Everyone Is Talking About Productivity Hacks These Days

Everyone is talking about productivity hacks these days.

“Split tasks into small chunks”,

“Focus”,

“Eliminate distraction”,

“Prioritise”,

And so on.

It is all nice and sort of helpful. Similar to “swim when you fell in the water”.

The most important outcome is always missing though. Hands on process how to achieve that.

It is easy to recommend daily journaling, meditations or breathing exercises. How to do it properly though?

I have prepared a series of hands on articles with the most helpful daily hacks I’ve learnt and helped me. No fluff, no bluff. Only the stuff.

Let’s start with the loss of focus.

23 Minutes For The Return

One of the most often given advice to achieve something is to avoid distractions.

Switch off your phone, disconnect from the network, close into the cellar, plug your ears with whatever you wish.

Have you ever tried that? No chance you can avoid distractions.

Do you really want to switch off your phone when your kids are at school? When your wife is pregnant and doing groceries? Or, do you want to disconnect from the Internet when you need to research important stuff there?

Rather than avoiding many distractions, it is better to have techniques that get you back on track once the distraction is over.

Several research studies showed that it takes 23 minutes in average to get back to the point we were at before interrupted.

Why is that? Once the distraction is over, we think about what just happened. Then we try to remember what we had been working on. Then what was the last thing we actually did and so on.

The best approach to eliminate such a long rebound process is simple. Write a NOW log.

NOW log

What is a NOW log?

It is exactly what it sounds like. Each time you start a new task or an activity, log it down. Either write a note, circle the current task on the list you have at hand or start an activity timer you use e.g. tackle.com

Each 25 minutes (are you using Pomodoro yet?) write the status in a sentence or two to record the status.

Each time somebody wants to talk to you, make sure you noted the task in hand and highlihtrd the last activity.

Once you finish with the interruption, close your eyes for 10-15 seconds, open and read the circled item.
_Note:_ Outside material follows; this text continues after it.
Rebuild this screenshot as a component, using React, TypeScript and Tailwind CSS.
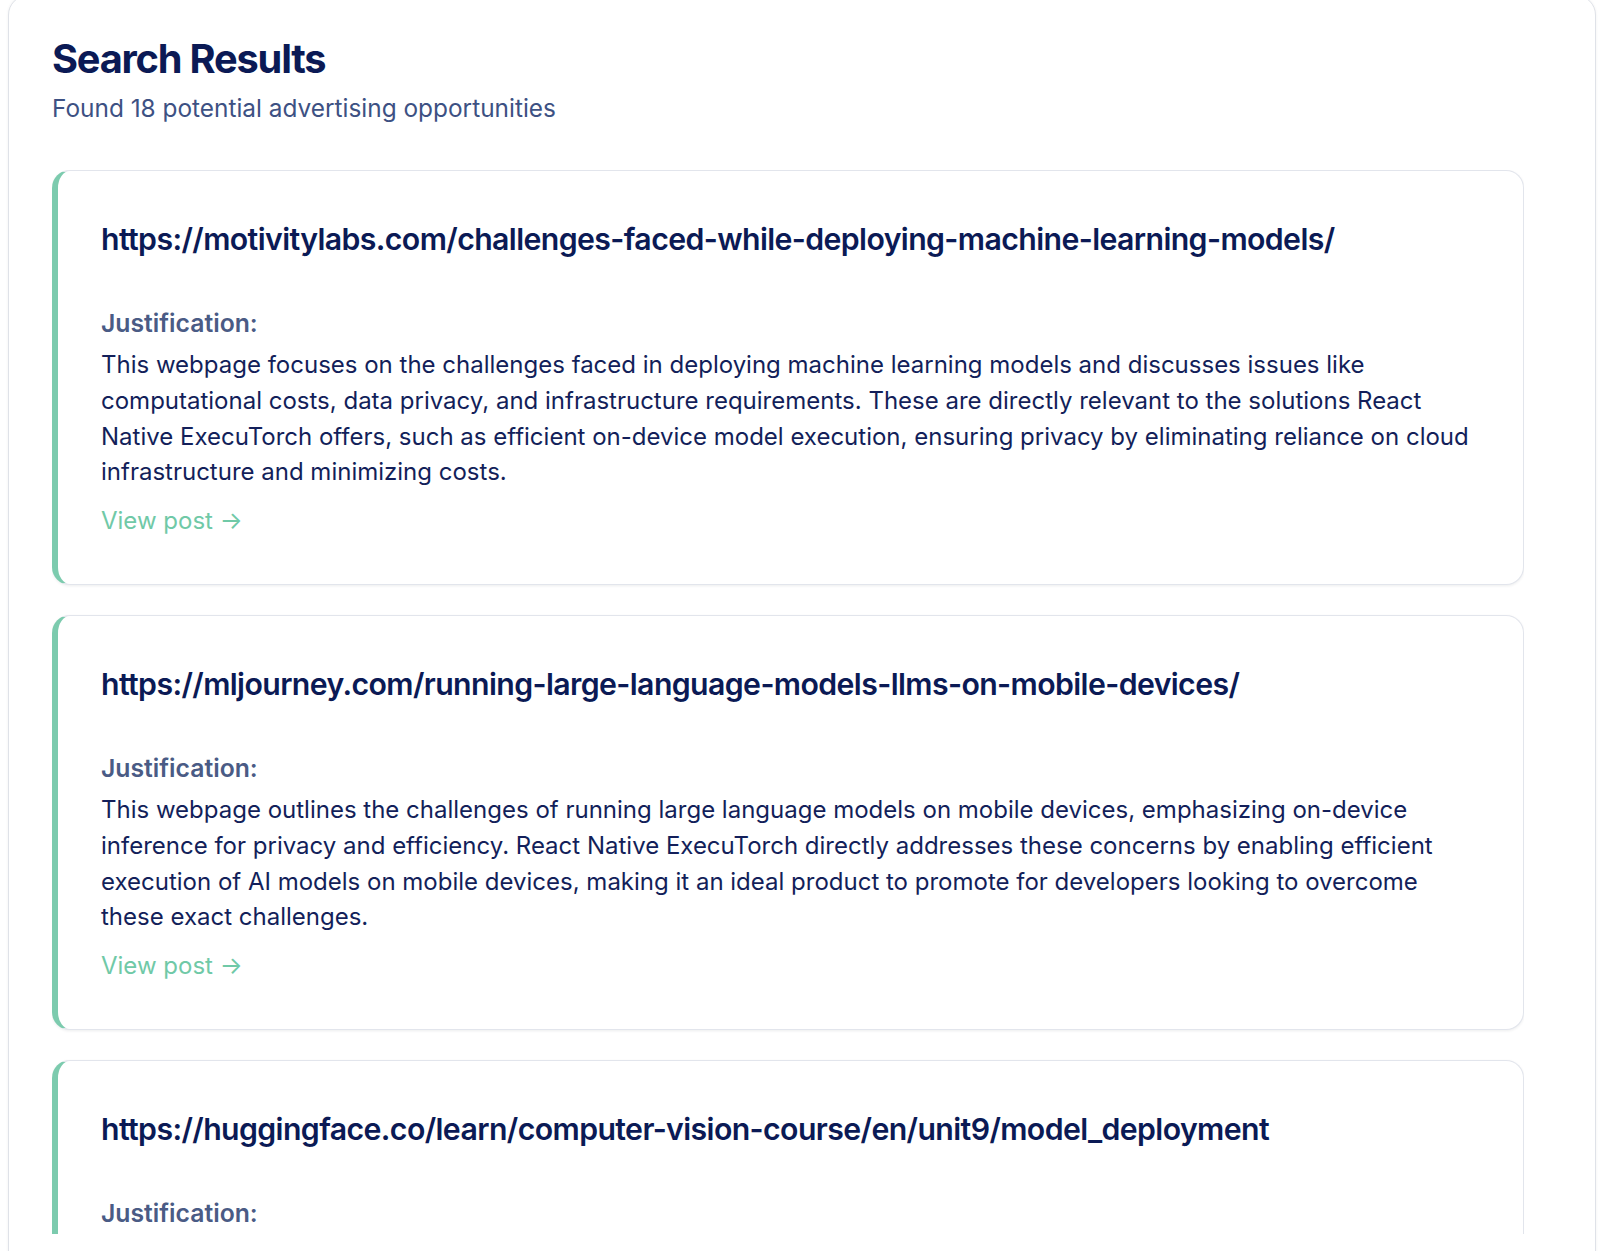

Then, read the status notes, close the eyes once again and put the puzzle together.

In less than a minute you’ll be able to carry on where you had finished.

Some people believe the same works with a to-do list – the items not crossed are the ones they worked on. The most important one is the one they have to focus on.

Not so fast.

We may create an order list with priorities but change it on the fly without a need to record it in the list. Why would we?

For instance, you label a report handout with a priority two. Your boss wants it asap. It gets re-prioritised and you most likely don’t log such a change anywhere. That is how things work, right?

Instead of jumping from one item to another once the interruption ended, you focus on the circled one and last logs related to it. Read it, relax and compose your focus for another bout.

Keep it simple. The status record does not have to be complicated.

When writing a blog post, it can be something like “Finished the first reading” or “Exported v3 of the PDF” so you know what was the latest bit of your work.

If you hate paper notes, do the same in a to-do app, Evernote or a GDoc file. The point is to have a note of the most recent status of your mind. In a to-do app you can create a P0 category so you know exactly what was happening before the call or a meeting started.

Remember, our brain can jump between tasks all the time.

We may even believe we can multi-task. The truth is, we can’t. We are starting more activities while waiting for results of the others, often forgetting the ones we had started before.

Keeping a simple log makes us more resilient to forgetting.

Simple as that.

Conclusion

We suffer with distractions all the time. Phone calls, emails, social networks, colleagues stopping by.

Rather than trying to eliminate all potential issues we need to learn how to stay on top of the things.

If we get back to the previous activity in the matter of minutes, no harm is done.

It may even be a pleasant interruption in the busy schedule after all.